__AIM OF THE TASK__
Type out the complete listing below word for word, without its pictures.
━━ SOURCE EXCERPT
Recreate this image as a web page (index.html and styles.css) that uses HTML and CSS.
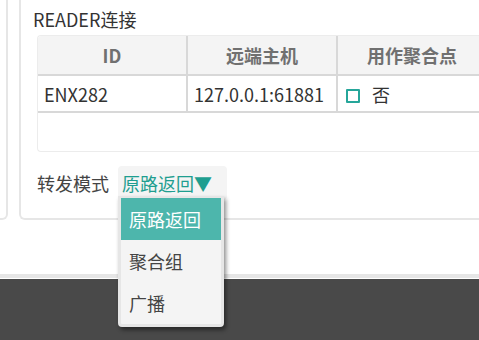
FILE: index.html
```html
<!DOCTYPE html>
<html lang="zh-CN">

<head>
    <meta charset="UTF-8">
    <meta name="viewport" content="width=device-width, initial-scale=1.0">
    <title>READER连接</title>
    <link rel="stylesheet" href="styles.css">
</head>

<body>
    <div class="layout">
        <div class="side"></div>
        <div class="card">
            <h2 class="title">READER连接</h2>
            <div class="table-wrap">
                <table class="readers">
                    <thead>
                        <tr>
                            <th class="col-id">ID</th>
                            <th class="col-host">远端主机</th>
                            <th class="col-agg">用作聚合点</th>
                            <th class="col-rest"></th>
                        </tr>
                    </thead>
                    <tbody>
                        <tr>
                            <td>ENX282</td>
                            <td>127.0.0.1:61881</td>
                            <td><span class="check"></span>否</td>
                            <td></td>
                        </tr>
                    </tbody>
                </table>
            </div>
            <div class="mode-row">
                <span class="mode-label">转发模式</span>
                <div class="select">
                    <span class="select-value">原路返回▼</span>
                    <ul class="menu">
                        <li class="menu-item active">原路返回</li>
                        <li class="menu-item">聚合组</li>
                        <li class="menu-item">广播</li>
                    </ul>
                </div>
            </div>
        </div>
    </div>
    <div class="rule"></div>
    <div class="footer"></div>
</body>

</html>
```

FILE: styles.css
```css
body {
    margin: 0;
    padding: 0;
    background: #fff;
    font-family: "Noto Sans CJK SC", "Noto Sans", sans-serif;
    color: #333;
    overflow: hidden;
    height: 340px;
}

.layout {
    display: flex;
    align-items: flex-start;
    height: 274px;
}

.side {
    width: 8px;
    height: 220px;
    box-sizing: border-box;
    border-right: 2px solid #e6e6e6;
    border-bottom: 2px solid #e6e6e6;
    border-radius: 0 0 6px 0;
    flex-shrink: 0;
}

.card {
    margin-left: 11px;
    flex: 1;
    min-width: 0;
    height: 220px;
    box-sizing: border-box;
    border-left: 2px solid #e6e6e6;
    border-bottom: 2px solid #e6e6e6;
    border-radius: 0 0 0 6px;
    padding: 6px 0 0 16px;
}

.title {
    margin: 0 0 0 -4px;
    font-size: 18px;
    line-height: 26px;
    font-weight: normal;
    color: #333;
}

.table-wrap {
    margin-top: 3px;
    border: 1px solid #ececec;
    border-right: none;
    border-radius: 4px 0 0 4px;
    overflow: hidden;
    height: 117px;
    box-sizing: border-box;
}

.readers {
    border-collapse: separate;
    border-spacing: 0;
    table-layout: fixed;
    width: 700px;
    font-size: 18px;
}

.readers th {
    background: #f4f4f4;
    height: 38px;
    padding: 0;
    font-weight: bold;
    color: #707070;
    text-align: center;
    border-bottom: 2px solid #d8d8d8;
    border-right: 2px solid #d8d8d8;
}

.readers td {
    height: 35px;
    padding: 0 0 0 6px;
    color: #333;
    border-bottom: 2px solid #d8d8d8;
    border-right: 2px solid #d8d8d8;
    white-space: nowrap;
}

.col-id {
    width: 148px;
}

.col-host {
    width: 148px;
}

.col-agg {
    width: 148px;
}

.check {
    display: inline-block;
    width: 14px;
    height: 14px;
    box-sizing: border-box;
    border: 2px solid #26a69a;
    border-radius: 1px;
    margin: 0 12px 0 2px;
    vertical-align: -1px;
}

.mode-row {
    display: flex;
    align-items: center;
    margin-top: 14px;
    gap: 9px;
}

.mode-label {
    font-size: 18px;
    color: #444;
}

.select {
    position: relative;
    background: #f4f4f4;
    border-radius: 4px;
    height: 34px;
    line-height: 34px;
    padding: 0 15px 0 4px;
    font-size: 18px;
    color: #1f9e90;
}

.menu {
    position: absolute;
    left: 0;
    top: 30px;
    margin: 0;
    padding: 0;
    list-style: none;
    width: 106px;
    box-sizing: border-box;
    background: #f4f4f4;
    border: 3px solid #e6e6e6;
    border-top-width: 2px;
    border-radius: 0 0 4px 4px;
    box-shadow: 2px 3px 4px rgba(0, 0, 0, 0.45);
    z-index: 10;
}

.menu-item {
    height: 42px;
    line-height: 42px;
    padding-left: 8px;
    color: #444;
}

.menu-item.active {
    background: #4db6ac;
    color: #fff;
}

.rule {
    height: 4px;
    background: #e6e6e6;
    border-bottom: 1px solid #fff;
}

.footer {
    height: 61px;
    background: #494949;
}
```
━━━━
__WRITTEN ANSWER__
Recreate this image as a web page (index.html and styles.css) that uses HTML and CSS.
FILE: index.html
```html
<!DOCTYPE html>
<html lang="zh-CN">

<head>
    <meta charset="UTF-8">
    <meta name="viewport" content="width=device-width, initial-scale=1.0">
    <title>READER连接</title>
    <link rel="stylesheet" href="styles.css">
</head>

<body>
    <div class="layout">
        <div class="side"></div>
        <div class="card">
            <h2 class="title">READER连接</h2>
            <div class="table-wrap">
                <table class="readers">
                    <thead>
                        <tr>
                            <th class="col-id">ID</th>
                            <th class="col-host">远端主机</th>
                            <th class="col-agg">用作聚合点</th>
                            <th class="col-rest"></th>
                        </tr>
                    </thead>
                    <tbody>
                        <tr>
                            <td>ENX282</td>
                            <td>127.0.0.1:61881</td>
                            <td><span class="check"></span>否</td>
                            <td></td>
                        </tr>
                    </tbody>
                </table>
            </div>
            <div class="mode-row">
                <span class="mode-label">转发模式</span>
                <div class="select">
                    <span class="select-value">原路返回▼</span>
                    <ul class="menu">
                        <li class="menu-item active">原路返回</li>
                        <li class="menu-item">聚合组</li>
                        <li class="menu-item">广播</li>
                    </ul>
                </div>
            </div>
        </div>
    </div>
    <div class="rule"></div>
    <div class="footer"></div>
</body>

</html>
```

FILE: styles.css
```css
body {
    margin: 0;
    padding: 0;
    background: #fff;
    font-family: "Noto Sans CJK SC", "Noto Sans", sans-serif;
    color: #333;
    overflow: hidden;
    height: 340px;
}

.layout {
    display: flex;
    align-items: flex-start;
    height: 274px;
}

.side {
    width: 8px;
    height: 220px;
    box-sizing: border-box;
    border-right: 2px solid #e6e6e6;
    border-bottom: 2px solid #e6e6e6;
    border-radius: 0 0 6px 0;
    flex-shrink: 0;
}

.card {
    margin-left: 11px;
    flex: 1;
    min-width: 0;
    height: 220px;
    box-sizing: border-box;
    border-left: 2px solid #e6e6e6;
    border-bottom: 2px solid #e6e6e6;
    border-radius: 0 0 0 6px;
    padding: 6px 0 0 16px;
}

.title {
    margin: 0 0 0 -4px;
    font-size: 18px;
    line-height: 26px;
    font-weight: normal;
    color: #333;
}

.table-wrap {
    margin-top: 3px;
    border: 1px solid #ececec;
    border-right: none;
    border-radius: 4px 0 0 4px;
    overflow: hidden;
    height: 117px;
    box-sizing: border-box;
}

.readers {
    border-collapse: separate;
    border-spacing: 0;
    table-layout: fixed;
    width: 700px;
    font-size: 18px;
}

.readers th {
    background: #f4f4f4;
    height: 38px;
    padding: 0;
    font-weight: bold;
    color: #707070;
    text-align: center;
    border-bottom: 2px solid #d8d8d8;
    border-right: 2px solid #d8d8d8;
}

.readers td {
    height: 35px;
    padding: 0 0 0 6px;
    color: #333;
    border-bottom: 2px solid #d8d8d8;
    border-right: 2px solid #d8d8d8;
    white-space: nowrap;
}

.col-id {
    width: 148px;
}

.col-host {
    width: 148px;
}

.col-agg {
    width: 148px;
}

.check {
    display: inline-block;
    width: 14px;
    height: 14px;
    box-sizing: border-box;
    border: 2px solid #26a69a;
    border-radius: 1px;
    margin: 0 12px 0 2px;
    vertical-align: -1px;
}

.mode-row {
    display: flex;
    align-items: center;
    margin-top: 14px;
    gap: 9px;
}

.mode-label {
    font-size: 18px;
    color: #444;
}

.select {
    position: relative;
    background: #f4f4f4;
    border-radius: 4px;
    height: 34px;
    line-height: 34px;
    padding: 0 15px 0 4px;
    font-size: 18px;
    color: #1f9e90;
}

.menu {
    position: absolute;
    left: 0;
    top: 30px;
    margin: 0;
    padding: 0;
    list-style: none;
    width: 106px;
    box-sizing: border-box;
    background: #f4f4f4;
    border: 3px solid #e6e6e6;
    border-top-width: 2px;
    border-radius: 0 0 4px 4px;
    box-shadow: 2px 3px 4px rgba(0, 0, 0, 0.45);
    z-index: 10;
}

.menu-item {
    height: 42px;
    line-height: 42px;
    padding-left: 8px;
    color: #444;
}

.menu-item.active {
    background: #4db6ac;
    color: #fff;
}

.rule {
    height: 4px;
    background: #e6e6e6;
    border-bottom: 1px solid #fff;
}

.footer {
    height: 61px;
    background: #494949;
}
```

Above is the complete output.